◆ **WHAT IS EXPECTED**
Reproduce the listing word for word. Skip any image.

_____

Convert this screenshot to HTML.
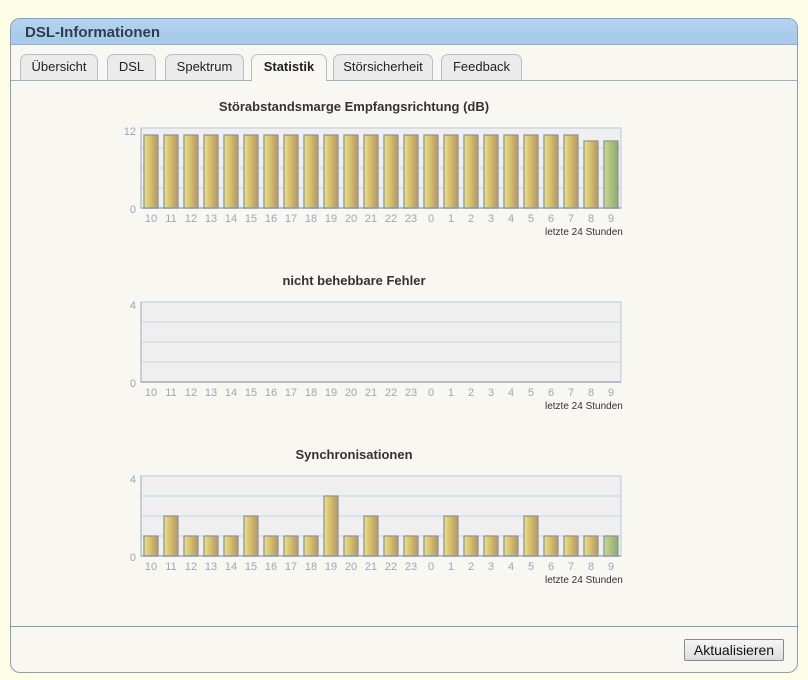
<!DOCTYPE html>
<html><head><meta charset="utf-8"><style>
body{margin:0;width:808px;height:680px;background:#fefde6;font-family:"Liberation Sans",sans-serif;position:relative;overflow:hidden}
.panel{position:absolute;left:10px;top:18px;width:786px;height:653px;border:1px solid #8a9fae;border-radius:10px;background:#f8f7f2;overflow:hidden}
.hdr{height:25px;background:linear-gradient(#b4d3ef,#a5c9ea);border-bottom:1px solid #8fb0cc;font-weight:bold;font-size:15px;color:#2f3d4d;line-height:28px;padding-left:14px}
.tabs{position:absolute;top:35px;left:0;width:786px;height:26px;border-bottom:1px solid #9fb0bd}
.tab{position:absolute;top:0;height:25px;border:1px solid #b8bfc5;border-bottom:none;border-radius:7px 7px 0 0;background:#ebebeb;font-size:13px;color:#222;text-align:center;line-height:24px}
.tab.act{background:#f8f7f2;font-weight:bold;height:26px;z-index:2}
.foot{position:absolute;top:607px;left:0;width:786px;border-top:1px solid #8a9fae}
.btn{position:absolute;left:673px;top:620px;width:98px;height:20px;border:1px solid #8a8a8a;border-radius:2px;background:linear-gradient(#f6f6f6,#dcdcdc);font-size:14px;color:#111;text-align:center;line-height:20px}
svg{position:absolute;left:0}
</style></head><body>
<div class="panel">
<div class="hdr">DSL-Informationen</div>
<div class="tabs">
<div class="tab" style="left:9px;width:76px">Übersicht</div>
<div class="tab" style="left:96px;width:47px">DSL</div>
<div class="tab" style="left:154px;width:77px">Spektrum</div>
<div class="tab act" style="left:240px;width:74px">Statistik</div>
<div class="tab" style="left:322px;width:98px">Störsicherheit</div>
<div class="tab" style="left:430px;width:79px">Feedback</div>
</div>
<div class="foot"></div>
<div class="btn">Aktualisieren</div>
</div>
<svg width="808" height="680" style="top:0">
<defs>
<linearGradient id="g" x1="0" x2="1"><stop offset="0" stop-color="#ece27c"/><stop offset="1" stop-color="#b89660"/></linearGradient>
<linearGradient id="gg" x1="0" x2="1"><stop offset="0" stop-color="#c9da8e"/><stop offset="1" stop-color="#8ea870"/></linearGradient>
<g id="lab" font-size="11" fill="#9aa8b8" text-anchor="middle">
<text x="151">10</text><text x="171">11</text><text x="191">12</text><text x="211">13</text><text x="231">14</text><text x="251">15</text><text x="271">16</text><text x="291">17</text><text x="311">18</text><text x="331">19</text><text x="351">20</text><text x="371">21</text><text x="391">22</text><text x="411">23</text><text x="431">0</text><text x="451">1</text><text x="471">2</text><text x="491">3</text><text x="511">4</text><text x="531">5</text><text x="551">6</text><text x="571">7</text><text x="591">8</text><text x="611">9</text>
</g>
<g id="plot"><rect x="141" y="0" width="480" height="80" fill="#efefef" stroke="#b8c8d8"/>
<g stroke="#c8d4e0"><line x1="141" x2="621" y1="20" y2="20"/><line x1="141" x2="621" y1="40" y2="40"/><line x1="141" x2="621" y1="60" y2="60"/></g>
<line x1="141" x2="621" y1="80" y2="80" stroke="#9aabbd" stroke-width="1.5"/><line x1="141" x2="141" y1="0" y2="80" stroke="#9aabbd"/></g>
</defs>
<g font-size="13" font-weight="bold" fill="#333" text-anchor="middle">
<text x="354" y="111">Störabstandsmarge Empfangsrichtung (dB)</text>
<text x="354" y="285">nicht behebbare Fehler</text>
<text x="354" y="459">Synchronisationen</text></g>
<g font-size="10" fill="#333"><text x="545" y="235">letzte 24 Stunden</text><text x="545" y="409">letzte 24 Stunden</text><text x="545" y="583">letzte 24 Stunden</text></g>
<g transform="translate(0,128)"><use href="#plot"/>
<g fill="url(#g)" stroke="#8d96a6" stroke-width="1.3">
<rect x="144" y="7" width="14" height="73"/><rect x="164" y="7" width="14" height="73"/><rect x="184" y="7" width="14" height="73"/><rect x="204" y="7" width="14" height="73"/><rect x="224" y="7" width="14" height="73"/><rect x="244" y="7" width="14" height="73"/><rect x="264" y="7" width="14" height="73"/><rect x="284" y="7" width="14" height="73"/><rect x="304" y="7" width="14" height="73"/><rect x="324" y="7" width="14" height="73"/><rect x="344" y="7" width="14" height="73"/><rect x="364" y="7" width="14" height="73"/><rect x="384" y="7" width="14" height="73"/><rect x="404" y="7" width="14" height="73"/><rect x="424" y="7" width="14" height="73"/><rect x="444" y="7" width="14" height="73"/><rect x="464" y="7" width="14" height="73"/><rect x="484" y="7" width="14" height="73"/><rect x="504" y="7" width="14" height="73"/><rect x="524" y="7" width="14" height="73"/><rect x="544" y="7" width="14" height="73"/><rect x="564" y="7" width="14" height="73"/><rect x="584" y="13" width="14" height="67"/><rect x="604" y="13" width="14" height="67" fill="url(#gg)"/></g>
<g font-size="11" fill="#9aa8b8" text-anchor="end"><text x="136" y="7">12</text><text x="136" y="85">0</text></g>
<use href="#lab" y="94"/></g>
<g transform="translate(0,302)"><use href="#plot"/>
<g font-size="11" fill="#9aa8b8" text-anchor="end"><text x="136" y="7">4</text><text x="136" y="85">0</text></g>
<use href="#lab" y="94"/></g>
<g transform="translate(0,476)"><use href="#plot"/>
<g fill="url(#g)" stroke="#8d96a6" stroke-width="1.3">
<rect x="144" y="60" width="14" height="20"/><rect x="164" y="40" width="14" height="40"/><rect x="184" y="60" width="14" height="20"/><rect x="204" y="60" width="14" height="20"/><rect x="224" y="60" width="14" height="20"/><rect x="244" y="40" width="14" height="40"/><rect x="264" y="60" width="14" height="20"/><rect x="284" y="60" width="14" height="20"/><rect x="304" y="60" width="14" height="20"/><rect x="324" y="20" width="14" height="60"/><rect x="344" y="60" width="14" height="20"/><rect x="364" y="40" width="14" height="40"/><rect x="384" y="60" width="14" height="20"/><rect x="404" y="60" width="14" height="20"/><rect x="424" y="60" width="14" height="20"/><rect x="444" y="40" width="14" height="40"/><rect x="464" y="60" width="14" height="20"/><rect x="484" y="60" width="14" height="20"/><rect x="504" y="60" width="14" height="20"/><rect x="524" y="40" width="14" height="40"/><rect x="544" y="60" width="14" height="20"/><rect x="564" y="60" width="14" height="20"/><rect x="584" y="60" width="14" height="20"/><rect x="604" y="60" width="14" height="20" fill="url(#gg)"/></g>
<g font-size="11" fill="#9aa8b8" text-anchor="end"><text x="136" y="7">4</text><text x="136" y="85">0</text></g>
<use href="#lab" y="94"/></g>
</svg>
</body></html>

_____

◆ **THE RESULT**
Convert this screenshot to HTML.
<!DOCTYPE html>
<html><head><meta charset="utf-8"><style>
body{margin:0;width:808px;height:680px;background:#fefde6;font-family:"Liberation Sans",sans-serif;position:relative;overflow:hidden}
.panel{position:absolute;left:10px;top:18px;width:786px;height:653px;border:1px solid #8a9fae;border-radius:10px;background:#f8f7f2;overflow:hidden}
.hdr{height:25px;background:linear-gradient(#b4d3ef,#a5c9ea);border-bottom:1px solid #8fb0cc;font-weight:bold;font-size:15px;color:#2f3d4d;line-height:28px;padding-left:14px}
.tabs{position:absolute;top:35px;left:0;width:786px;height:26px;border-bottom:1px solid #9fb0bd}
.tab{position:absolute;top:0;height:25px;border:1px solid #b8bfc5;border-bottom:none;border-radius:7px 7px 0 0;background:#ebebeb;font-size:13px;color:#222;text-align:center;line-height:24px}
.tab.act{background:#f8f7f2;font-weight:bold;height:26px;z-index:2}
.foot{position:absolute;top:607px;left:0;width:786px;border-top:1px solid #8a9fae}
.btn{position:absolute;left:673px;top:620px;width:98px;height:20px;border:1px solid #8a8a8a;border-radius:2px;background:linear-gradient(#f6f6f6,#dcdcdc);font-size:14px;color:#111;text-align:center;line-height:20px}
svg{position:absolute;left:0}
</style></head><body>
<div class="panel">
<div class="hdr">DSL-Informationen</div>
<div class="tabs">
<div class="tab" style="left:9px;width:76px">Übersicht</div>
<div class="tab" style="left:96px;width:47px">DSL</div>
<div class="tab" style="left:154px;width:77px">Spektrum</div>
<div class="tab act" style="left:240px;width:74px">Statistik</div>
<div class="tab" style="left:322px;width:98px">Störsicherheit</div>
<div class="tab" style="left:430px;width:79px">Feedback</div>
</div>
<div class="foot"></div>
<div class="btn">Aktualisieren</div>
</div>
<svg width="808" height="680" style="top:0">
<defs>
<linearGradient id="g" x1="0" x2="1"><stop offset="0" stop-color="#ece27c"/><stop offset="1" stop-color="#b89660"/></linearGradient>
<linearGradient id="gg" x1="0" x2="1"><stop offset="0" stop-color="#c9da8e"/><stop offset="1" stop-color="#8ea870"/></linearGradient>
<g id="lab" font-size="11" fill="#9aa8b8" text-anchor="middle">
<text x="151">10</text><text x="171">11</text><text x="191">12</text><text x="211">13</text><text x="231">14</text><text x="251">15</text><text x="271">16</text><text x="291">17</text><text x="311">18</text><text x="331">19</text><text x="351">20</text><text x="371">21</text><text x="391">22</text><text x="411">23</text><text x="431">0</text><text x="451">1</text><text x="471">2</text><text x="491">3</text><text x="511">4</text><text x="531">5</text><text x="551">6</text><text x="571">7</text><text x="591">8</text><text x="611">9</text>
</g>
<g id="plot"><rect x="141" y="0" width="480" height="80" fill="#efefef" stroke="#b8c8d8"/>
<g stroke="#c8d4e0"><line x1="141" x2="621" y1="20" y2="20"/><line x1="141" x2="621" y1="40" y2="40"/><line x1="141" x2="621" y1="60" y2="60"/></g>
<line x1="141" x2="621" y1="80" y2="80" stroke="#9aabbd" stroke-width="1.5"/><line x1="141" x2="141" y1="0" y2="80" stroke="#9aabbd"/></g>
</defs>
<g font-size="13" font-weight="bold" fill="#333" text-anchor="middle">
<text x="354" y="111">Störabstandsmarge Empfangsrichtung (dB)</text>
<text x="354" y="285">nicht behebbare Fehler</text>
<text x="354" y="459">Synchronisationen</text></g>
<g font-size="10" fill="#333"><text x="545" y="235">letzte 24 Stunden</text><text x="545" y="409">letzte 24 Stunden</text><text x="545" y="583">letzte 24 Stunden</text></g>
<g transform="translate(0,128)"><use href="#plot"/>
<g fill="url(#g)" stroke="#8d96a6" stroke-width="1.3">
<rect x="144" y="7" width="14" height="73"/><rect x="164" y="7" width="14" height="73"/><rect x="184" y="7" width="14" height="73"/><rect x="204" y="7" width="14" height="73"/><rect x="224" y="7" width="14" height="73"/><rect x="244" y="7" width="14" height="73"/><rect x="264" y="7" width="14" height="73"/><rect x="284" y="7" width="14" height="73"/><rect x="304" y="7" width="14" height="73"/><rect x="324" y="7" width="14" height="73"/><rect x="344" y="7" width="14" height="73"/><rect x="364" y="7" width="14" height="73"/><rect x="384" y="7" width="14" height="73"/><rect x="404" y="7" width="14" height="73"/><rect x="424" y="7" width="14" height="73"/><rect x="444" y="7" width="14" height="73"/><rect x="464" y="7" width="14" height="73"/><rect x="484" y="7" width="14" height="73"/><rect x="504" y="7" width="14" height="73"/><rect x="524" y="7" width="14" height="73"/><rect x="544" y="7" width="14" height="73"/><rect x="564" y="7" width="14" height="73"/><rect x="584" y="13" width="14" height="67"/><rect x="604" y="13" width="14" height="67" fill="url(#gg)"/></g>
<g font-size="11" fill="#9aa8b8" text-anchor="end"><text x="136" y="7">12</text><text x="136" y="85">0</text></g>
<use href="#lab" y="94"/></g>
<g transform="translate(0,302)"><use href="#plot"/>
<g font-size="11" fill="#9aa8b8" text-anchor="end"><text x="136" y="7">4</text><text x="136" y="85">0</text></g>
<use href="#lab" y="94"/></g>
<g transform="translate(0,476)"><use href="#plot"/>
<g fill="url(#g)" stroke="#8d96a6" stroke-width="1.3">
<rect x="144" y="60" width="14" height="20"/><rect x="164" y="40" width="14" height="40"/><rect x="184" y="60" width="14" height="20"/><rect x="204" y="60" width="14" height="20"/><rect x="224" y="60" width="14" height="20"/><rect x="244" y="40" width="14" height="40"/><rect x="264" y="60" width="14" height="20"/><rect x="284" y="60" width="14" height="20"/><rect x="304" y="60" width="14" height="20"/><rect x="324" y="20" width="14" height="60"/><rect x="344" y="60" width="14" height="20"/><rect x="364" y="40" width="14" height="40"/><rect x="384" y="60" width="14" height="20"/><rect x="404" y="60" width="14" height="20"/><rect x="424" y="60" width="14" height="20"/><rect x="444" y="40" width="14" height="40"/><rect x="464" y="60" width="14" height="20"/><rect x="484" y="60" width="14" height="20"/><rect x="504" y="60" width="14" height="20"/><rect x="524" y="40" width="14" height="40"/><rect x="544" y="60" width="14" height="20"/><rect x="564" y="60" width="14" height="20"/><rect x="584" y="60" width="14" height="20"/><rect x="604" y="60" width="14" height="20" fill="url(#gg)"/></g>
<g font-size="11" fill="#9aa8b8" text-anchor="end"><text x="136" y="7">4</text><text x="136" y="85">0</text></g>
<use href="#lab" y="94"/></g>
</svg>
</body></html>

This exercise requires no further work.